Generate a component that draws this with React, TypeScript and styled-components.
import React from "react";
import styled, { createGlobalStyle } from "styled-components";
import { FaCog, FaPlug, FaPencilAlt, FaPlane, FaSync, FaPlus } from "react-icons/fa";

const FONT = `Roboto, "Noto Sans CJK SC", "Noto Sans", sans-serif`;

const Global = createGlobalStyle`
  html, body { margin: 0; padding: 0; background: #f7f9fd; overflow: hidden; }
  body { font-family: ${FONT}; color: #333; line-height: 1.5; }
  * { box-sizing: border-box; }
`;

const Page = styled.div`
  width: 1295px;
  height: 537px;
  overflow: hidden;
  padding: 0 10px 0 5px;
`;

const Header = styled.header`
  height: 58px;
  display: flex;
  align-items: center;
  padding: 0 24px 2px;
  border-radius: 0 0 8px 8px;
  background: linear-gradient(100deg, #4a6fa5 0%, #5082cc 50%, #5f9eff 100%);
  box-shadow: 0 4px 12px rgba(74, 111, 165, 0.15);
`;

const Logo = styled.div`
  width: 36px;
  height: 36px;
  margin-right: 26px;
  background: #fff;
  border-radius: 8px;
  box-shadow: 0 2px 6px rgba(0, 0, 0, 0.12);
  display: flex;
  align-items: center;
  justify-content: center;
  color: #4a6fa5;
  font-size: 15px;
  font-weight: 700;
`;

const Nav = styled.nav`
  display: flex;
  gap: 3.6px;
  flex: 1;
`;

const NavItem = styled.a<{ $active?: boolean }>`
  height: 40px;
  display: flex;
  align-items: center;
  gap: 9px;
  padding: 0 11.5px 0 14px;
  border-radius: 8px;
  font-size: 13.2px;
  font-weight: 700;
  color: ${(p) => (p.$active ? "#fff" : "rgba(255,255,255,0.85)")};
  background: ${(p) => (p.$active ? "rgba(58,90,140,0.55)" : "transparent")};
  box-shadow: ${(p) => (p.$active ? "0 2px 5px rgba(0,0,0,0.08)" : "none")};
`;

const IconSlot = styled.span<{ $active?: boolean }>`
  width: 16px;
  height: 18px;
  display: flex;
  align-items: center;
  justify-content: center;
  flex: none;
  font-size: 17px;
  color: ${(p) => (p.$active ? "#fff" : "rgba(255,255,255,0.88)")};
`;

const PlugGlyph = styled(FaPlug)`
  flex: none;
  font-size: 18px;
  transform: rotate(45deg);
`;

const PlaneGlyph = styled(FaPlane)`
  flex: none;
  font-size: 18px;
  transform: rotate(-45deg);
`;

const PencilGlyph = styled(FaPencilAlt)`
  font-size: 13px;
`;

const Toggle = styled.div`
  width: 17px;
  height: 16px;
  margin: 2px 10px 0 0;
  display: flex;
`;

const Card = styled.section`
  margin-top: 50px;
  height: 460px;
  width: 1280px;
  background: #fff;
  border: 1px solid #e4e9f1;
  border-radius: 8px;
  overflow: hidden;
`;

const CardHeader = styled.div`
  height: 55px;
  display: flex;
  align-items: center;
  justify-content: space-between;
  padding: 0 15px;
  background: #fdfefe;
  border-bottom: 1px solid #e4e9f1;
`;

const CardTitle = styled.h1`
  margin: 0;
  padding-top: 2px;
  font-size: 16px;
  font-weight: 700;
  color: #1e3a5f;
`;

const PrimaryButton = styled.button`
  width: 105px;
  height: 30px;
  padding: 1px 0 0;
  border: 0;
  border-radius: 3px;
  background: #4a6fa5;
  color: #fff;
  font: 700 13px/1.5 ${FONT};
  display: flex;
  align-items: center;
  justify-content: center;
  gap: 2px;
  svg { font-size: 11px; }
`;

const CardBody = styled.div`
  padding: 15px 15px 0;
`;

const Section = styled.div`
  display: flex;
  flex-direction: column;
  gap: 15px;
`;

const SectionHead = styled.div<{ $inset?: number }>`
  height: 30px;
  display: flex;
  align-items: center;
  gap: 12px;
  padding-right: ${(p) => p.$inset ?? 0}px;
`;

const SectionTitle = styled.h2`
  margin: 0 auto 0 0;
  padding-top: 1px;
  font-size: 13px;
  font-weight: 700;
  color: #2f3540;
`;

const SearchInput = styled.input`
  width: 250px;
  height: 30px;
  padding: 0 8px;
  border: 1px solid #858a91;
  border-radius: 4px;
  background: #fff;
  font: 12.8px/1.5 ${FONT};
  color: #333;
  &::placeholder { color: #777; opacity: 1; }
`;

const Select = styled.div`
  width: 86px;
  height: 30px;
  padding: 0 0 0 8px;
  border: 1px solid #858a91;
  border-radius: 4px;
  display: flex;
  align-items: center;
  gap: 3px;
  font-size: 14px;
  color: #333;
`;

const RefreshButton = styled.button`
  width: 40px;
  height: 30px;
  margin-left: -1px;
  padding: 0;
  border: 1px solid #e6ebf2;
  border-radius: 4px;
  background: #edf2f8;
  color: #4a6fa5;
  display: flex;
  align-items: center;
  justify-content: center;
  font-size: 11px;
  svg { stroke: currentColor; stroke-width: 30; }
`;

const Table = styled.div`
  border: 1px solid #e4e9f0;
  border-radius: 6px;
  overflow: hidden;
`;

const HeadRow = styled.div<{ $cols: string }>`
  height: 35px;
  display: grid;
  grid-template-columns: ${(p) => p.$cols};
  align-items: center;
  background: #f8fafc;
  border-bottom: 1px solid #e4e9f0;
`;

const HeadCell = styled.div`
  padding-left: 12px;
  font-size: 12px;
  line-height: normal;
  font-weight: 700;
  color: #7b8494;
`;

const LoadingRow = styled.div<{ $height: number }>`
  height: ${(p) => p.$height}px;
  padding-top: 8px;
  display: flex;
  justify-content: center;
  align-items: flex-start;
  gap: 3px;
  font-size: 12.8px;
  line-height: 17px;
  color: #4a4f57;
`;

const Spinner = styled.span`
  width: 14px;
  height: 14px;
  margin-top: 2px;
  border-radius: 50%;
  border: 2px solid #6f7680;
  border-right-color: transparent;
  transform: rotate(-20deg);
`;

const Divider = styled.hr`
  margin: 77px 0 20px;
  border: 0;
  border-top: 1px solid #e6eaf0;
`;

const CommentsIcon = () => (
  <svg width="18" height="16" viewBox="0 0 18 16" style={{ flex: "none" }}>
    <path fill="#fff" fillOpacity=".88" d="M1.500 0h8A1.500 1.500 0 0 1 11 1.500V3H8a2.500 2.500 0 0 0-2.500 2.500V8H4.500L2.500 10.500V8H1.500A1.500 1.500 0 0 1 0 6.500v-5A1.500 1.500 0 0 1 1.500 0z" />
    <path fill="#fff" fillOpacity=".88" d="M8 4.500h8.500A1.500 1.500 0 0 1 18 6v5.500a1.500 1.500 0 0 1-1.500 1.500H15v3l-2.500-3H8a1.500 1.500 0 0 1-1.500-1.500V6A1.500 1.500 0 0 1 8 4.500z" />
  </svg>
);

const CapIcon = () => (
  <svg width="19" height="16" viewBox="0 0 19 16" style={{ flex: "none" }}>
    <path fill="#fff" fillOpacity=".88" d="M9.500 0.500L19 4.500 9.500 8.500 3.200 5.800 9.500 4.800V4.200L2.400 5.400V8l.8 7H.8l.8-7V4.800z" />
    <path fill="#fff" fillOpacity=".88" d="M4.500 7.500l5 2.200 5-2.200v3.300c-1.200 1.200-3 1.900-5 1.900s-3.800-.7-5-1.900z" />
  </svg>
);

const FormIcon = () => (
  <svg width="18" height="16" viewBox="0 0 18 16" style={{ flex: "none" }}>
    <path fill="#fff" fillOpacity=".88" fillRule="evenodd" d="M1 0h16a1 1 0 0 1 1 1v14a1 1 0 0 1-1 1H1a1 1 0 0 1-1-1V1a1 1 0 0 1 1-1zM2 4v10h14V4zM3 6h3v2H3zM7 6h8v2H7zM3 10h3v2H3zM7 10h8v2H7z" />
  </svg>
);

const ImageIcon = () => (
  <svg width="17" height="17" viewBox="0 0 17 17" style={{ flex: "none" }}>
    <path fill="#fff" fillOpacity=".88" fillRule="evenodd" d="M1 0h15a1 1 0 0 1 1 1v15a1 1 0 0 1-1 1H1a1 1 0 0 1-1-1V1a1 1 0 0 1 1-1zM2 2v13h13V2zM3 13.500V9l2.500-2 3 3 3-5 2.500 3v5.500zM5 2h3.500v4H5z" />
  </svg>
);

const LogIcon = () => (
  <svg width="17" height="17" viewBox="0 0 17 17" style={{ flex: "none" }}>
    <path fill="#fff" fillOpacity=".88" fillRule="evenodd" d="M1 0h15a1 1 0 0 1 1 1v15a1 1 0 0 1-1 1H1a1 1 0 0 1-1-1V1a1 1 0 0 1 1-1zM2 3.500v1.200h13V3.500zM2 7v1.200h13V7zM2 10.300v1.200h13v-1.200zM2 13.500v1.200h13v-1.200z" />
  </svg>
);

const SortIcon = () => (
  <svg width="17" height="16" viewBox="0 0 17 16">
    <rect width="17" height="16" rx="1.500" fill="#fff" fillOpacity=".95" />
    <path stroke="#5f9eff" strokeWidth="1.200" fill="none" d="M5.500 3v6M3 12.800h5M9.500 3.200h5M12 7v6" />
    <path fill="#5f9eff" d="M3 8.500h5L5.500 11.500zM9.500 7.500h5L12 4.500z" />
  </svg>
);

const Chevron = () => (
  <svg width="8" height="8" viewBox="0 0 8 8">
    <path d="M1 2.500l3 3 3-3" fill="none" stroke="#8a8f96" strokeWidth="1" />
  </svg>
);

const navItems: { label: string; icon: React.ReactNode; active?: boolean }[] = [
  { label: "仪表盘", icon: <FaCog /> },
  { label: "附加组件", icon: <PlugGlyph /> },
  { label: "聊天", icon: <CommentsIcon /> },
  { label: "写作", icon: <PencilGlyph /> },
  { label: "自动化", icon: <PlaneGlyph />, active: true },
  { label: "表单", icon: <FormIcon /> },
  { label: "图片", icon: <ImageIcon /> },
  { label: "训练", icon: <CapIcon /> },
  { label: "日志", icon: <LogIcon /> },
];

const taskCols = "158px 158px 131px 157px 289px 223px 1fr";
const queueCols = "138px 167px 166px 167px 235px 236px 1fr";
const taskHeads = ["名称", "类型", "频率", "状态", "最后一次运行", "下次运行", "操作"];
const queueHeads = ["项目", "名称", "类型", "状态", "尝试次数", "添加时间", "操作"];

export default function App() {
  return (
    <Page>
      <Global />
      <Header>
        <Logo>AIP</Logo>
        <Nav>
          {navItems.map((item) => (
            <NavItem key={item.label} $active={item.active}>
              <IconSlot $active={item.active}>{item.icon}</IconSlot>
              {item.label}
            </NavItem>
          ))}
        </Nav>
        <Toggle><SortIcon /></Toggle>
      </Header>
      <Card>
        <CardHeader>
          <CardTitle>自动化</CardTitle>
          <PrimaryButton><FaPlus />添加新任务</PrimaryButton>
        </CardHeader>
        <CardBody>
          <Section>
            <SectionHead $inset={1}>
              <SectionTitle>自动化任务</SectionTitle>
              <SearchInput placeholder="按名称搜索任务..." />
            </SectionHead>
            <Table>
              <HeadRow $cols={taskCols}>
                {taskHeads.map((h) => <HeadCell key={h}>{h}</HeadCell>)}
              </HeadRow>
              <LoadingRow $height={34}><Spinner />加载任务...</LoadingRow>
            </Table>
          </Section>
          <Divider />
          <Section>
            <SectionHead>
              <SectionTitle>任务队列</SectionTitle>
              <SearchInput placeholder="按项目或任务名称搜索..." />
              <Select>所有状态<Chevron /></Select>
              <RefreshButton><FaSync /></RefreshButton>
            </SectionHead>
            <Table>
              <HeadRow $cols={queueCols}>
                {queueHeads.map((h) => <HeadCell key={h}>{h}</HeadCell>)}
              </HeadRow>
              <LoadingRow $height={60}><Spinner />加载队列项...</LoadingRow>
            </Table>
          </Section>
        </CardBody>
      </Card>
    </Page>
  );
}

|---|

Find all lines with "components" in them and copy each one.

Generate a component that draws this with React, TypeScript and styled-components.
import styled, { createGlobalStyle } from "styled-components";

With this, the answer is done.